GIVEN MATERIAL:
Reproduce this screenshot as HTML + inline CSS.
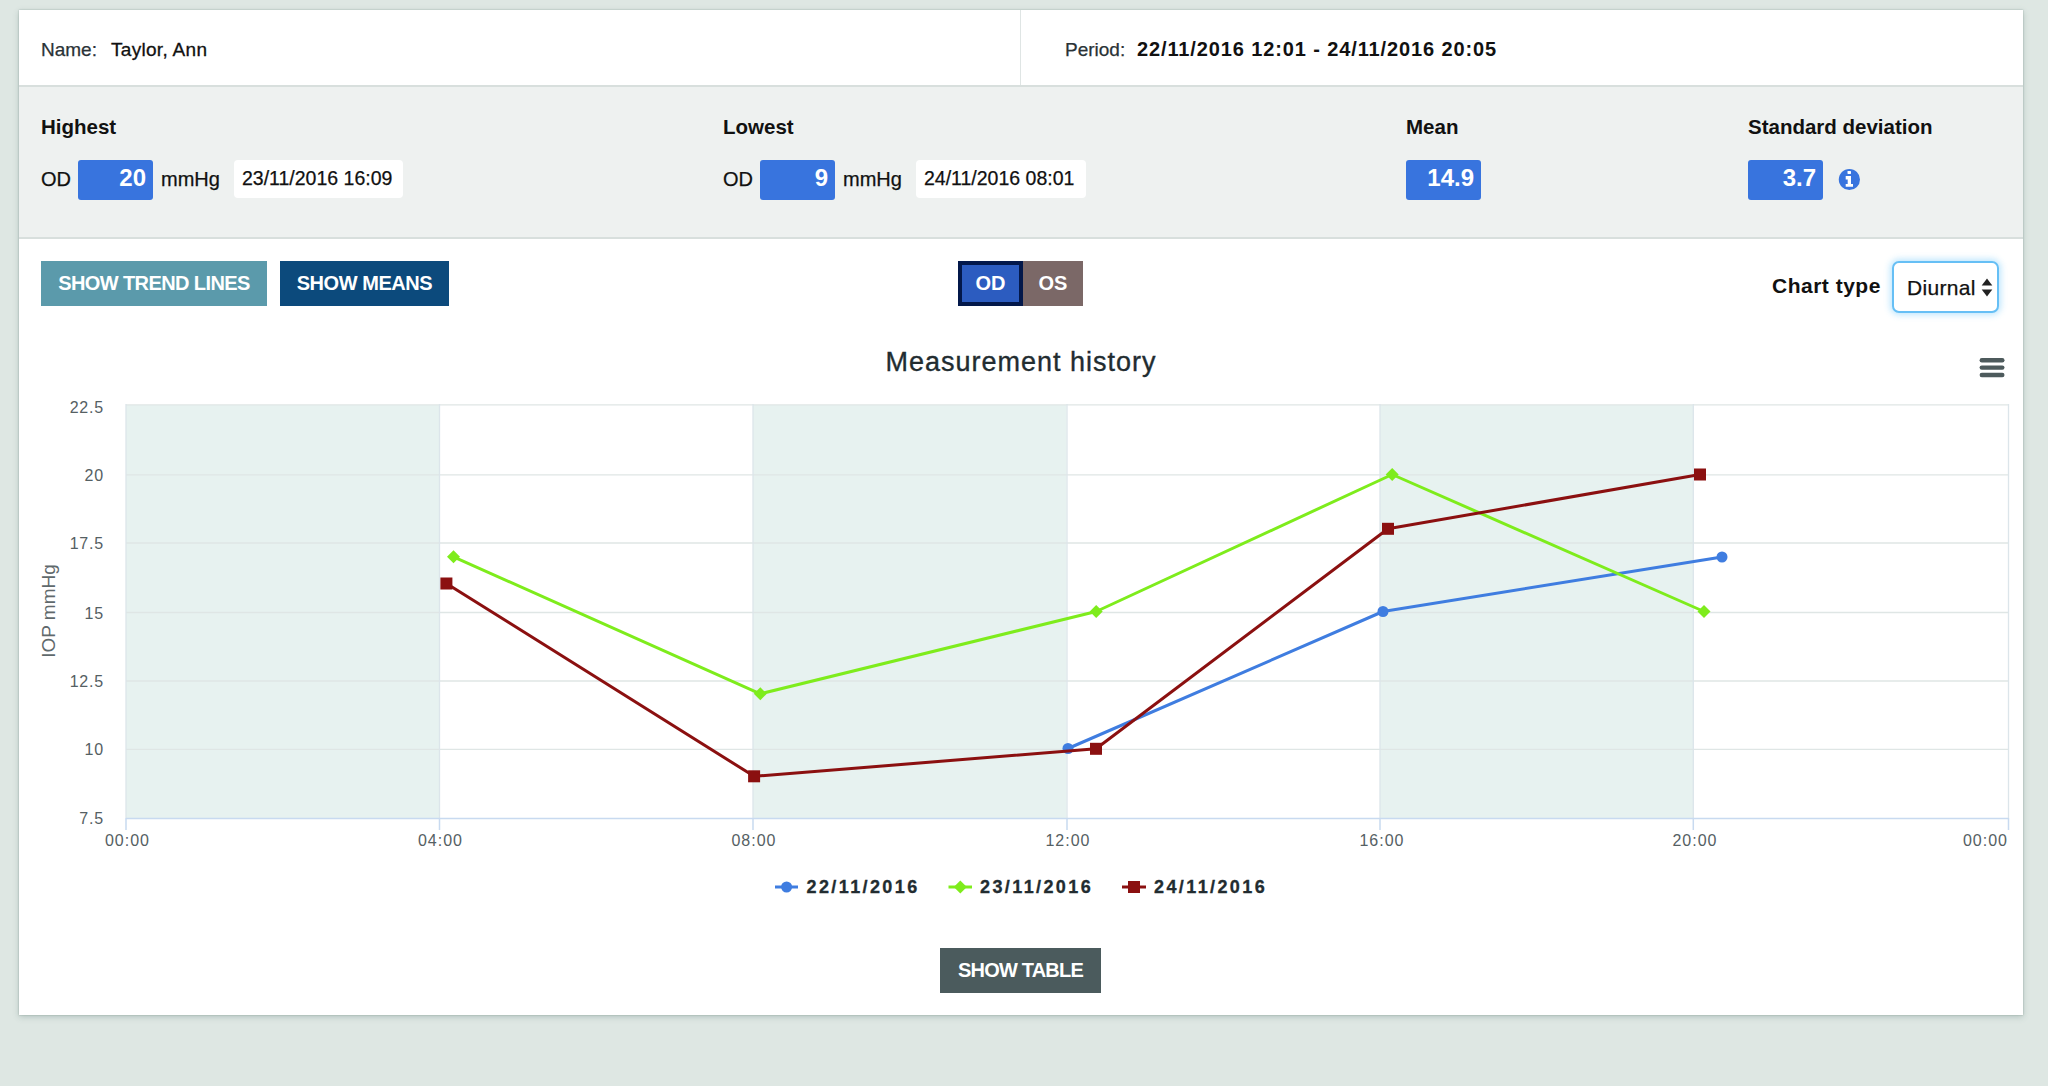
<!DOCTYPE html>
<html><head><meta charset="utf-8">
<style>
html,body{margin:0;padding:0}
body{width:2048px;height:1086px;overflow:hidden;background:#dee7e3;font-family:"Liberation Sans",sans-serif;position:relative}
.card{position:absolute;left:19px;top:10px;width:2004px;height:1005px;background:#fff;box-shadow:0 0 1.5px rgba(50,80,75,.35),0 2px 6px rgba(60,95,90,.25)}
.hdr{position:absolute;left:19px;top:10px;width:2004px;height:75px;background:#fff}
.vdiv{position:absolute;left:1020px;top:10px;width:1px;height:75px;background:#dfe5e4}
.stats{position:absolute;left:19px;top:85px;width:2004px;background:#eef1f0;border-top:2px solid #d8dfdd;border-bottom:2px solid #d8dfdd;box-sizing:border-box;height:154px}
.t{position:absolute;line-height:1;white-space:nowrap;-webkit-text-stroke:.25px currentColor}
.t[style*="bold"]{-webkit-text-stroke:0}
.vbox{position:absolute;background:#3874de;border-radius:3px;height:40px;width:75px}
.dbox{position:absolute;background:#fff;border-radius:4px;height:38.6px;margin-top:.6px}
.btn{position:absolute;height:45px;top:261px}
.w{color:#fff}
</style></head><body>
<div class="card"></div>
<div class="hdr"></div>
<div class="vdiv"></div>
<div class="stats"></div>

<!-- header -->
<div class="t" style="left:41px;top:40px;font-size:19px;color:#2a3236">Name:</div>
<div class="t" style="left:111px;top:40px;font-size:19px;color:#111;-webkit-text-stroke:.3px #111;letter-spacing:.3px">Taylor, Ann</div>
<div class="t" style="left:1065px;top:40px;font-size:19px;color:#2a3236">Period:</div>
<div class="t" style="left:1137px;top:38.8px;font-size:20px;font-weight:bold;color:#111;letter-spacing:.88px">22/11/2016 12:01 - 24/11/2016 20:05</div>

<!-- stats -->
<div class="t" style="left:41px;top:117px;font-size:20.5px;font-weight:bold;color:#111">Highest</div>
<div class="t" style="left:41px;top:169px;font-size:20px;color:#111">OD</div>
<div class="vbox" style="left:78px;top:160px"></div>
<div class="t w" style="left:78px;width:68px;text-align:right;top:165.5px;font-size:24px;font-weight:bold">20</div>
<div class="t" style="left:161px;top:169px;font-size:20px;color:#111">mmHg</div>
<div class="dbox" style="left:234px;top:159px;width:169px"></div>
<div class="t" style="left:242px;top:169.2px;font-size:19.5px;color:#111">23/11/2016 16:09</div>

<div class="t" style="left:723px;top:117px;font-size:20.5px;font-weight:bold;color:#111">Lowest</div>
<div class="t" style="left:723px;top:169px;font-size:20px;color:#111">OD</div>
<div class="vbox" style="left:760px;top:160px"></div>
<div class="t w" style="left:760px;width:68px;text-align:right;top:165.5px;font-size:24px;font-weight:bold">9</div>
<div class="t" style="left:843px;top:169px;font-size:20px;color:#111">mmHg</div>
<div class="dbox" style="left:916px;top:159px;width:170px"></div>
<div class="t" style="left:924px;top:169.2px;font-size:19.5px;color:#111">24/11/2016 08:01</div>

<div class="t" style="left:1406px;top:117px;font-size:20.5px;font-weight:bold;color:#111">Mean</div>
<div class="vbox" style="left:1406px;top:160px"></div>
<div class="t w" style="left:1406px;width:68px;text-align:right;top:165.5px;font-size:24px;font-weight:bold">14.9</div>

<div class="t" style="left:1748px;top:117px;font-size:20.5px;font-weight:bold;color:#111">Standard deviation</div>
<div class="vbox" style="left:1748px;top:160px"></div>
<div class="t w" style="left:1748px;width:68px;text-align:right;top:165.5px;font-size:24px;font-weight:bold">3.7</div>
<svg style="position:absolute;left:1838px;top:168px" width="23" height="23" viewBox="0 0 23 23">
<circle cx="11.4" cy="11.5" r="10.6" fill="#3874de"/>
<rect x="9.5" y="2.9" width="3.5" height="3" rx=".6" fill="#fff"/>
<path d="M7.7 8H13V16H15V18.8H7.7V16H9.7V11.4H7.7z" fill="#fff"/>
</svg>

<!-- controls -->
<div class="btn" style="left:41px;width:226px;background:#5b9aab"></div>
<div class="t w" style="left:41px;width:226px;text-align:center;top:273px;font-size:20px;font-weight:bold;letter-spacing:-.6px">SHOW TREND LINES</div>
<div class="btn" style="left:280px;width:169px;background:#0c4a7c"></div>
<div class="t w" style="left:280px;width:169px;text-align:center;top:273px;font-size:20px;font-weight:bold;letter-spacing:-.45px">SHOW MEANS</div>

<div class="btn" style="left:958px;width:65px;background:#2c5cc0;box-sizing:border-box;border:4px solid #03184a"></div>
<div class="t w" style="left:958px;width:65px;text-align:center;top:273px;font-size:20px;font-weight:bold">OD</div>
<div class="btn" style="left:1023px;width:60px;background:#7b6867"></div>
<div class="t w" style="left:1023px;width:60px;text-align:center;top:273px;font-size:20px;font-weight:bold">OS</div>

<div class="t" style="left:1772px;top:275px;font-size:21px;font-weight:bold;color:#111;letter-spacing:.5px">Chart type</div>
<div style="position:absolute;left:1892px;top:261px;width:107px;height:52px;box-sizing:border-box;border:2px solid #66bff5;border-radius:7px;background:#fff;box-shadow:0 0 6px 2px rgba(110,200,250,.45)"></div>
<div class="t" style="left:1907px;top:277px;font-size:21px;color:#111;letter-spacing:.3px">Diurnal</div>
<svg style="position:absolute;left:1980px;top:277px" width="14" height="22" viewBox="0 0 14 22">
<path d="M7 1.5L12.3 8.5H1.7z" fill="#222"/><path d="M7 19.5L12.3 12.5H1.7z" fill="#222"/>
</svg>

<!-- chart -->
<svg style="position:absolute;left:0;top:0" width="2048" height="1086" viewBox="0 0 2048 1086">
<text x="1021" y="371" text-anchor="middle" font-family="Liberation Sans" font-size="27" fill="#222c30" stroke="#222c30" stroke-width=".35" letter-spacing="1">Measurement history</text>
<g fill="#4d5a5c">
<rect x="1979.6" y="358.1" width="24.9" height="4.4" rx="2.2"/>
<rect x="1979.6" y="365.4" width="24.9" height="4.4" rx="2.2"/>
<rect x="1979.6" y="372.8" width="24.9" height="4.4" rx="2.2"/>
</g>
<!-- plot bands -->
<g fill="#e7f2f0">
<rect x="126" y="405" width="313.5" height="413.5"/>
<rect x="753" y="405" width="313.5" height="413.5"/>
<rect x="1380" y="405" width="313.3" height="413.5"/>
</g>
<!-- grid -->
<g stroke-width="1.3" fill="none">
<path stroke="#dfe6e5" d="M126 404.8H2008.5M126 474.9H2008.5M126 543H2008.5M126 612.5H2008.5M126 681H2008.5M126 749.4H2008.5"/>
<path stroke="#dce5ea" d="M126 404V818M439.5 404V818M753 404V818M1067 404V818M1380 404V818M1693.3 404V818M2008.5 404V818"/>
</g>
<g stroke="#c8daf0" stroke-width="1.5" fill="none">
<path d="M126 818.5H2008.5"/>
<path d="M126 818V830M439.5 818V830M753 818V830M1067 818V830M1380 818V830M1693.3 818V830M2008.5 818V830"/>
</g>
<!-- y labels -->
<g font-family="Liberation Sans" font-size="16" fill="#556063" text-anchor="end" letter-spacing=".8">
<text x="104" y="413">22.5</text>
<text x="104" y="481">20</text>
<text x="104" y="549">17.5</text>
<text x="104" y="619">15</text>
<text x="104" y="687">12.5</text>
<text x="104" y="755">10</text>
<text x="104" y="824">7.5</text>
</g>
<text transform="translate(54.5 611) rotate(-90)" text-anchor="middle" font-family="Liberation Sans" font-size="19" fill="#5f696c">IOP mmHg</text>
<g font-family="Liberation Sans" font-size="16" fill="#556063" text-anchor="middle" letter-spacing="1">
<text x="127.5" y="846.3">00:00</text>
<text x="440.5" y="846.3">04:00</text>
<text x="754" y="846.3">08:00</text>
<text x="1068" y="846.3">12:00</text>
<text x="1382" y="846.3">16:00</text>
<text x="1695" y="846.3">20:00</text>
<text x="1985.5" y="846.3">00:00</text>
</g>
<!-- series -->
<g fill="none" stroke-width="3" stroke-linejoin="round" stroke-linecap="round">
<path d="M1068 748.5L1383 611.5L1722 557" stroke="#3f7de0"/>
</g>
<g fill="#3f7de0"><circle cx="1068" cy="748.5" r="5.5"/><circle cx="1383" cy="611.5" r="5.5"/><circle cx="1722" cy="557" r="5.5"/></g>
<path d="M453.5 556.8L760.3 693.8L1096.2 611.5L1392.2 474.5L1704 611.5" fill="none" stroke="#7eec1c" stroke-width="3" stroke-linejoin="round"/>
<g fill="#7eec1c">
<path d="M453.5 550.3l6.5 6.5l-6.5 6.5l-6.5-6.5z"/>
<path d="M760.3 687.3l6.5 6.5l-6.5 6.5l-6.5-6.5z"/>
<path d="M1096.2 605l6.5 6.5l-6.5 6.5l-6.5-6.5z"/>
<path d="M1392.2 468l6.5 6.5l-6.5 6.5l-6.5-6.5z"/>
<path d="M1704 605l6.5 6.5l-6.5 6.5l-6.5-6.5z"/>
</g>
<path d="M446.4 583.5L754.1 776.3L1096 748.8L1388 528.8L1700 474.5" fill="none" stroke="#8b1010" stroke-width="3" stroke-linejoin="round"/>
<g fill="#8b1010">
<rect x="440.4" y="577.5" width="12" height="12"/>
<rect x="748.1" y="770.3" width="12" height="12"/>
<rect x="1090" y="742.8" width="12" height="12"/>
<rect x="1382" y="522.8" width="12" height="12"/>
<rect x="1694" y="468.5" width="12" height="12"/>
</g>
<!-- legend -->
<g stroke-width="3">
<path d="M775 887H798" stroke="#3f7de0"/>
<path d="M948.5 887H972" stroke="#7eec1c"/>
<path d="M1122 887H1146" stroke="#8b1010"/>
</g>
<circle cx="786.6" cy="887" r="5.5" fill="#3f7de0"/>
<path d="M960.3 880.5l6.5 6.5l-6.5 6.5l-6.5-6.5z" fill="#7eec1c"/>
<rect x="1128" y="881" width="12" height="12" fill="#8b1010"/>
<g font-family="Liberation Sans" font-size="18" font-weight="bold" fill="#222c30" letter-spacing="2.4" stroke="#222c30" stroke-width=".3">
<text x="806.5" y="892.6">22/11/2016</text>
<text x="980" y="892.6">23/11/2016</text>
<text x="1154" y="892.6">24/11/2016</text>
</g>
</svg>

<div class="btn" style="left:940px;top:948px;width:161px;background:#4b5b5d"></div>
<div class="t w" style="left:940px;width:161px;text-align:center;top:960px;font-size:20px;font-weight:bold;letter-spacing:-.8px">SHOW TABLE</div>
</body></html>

TASK REQUIREMENTS: Starting with the first line of the data above and ending with the line containing "- 24/11/2016 20:05</div>", please restate every line exactly, leaving images out.

OUTPUT OF THE EXERCISE:
Reproduce this screenshot as HTML + inline CSS.
<!DOCTYPE html>
<html><head><meta charset="utf-8">
<style>
html,body{margin:0;padding:0}
body{width:2048px;height:1086px;overflow:hidden;background:#dee7e3;font-family:"Liberation Sans",sans-serif;position:relative}
.card{position:absolute;left:19px;top:10px;width:2004px;height:1005px;background:#fff;box-shadow:0 0 1.5px rgba(50,80,75,.35),0 2px 6px rgba(60,95,90,.25)}
.hdr{position:absolute;left:19px;top:10px;width:2004px;height:75px;background:#fff}
.vdiv{position:absolute;left:1020px;top:10px;width:1px;height:75px;background:#dfe5e4}
.stats{position:absolute;left:19px;top:85px;width:2004px;background:#eef1f0;border-top:2px solid #d8dfdd;border-bottom:2px solid #d8dfdd;box-sizing:border-box;height:154px}
.t{position:absolute;line-height:1;white-space:nowrap;-webkit-text-stroke:.25px currentColor}
.t[style*="bold"]{-webkit-text-stroke:0}
.vbox{position:absolute;background:#3874de;border-radius:3px;height:40px;width:75px}
.dbox{position:absolute;background:#fff;border-radius:4px;height:38.6px;margin-top:.6px}
.btn{position:absolute;height:45px;top:261px}
.w{color:#fff}
</style></head><body>
<div class="card"></div>
<div class="hdr"></div>
<div class="vdiv"></div>
<div class="stats"></div>

<!-- header -->
<div class="t" style="left:41px;top:40px;font-size:19px;color:#2a3236">Name:</div>
<div class="t" style="left:111px;top:40px;font-size:19px;color:#111;-webkit-text-stroke:.3px #111;letter-spacing:.3px">Taylor, Ann</div>
<div class="t" style="left:1065px;top:40px;font-size:19px;color:#2a3236">Period:</div>
<div class="t" style="left:1137px;top:38.8px;font-size:20px;font-weight:bold;color:#111;letter-spacing:.88px">22/11/2016 12:01 - 24/11/2016 20:05</div>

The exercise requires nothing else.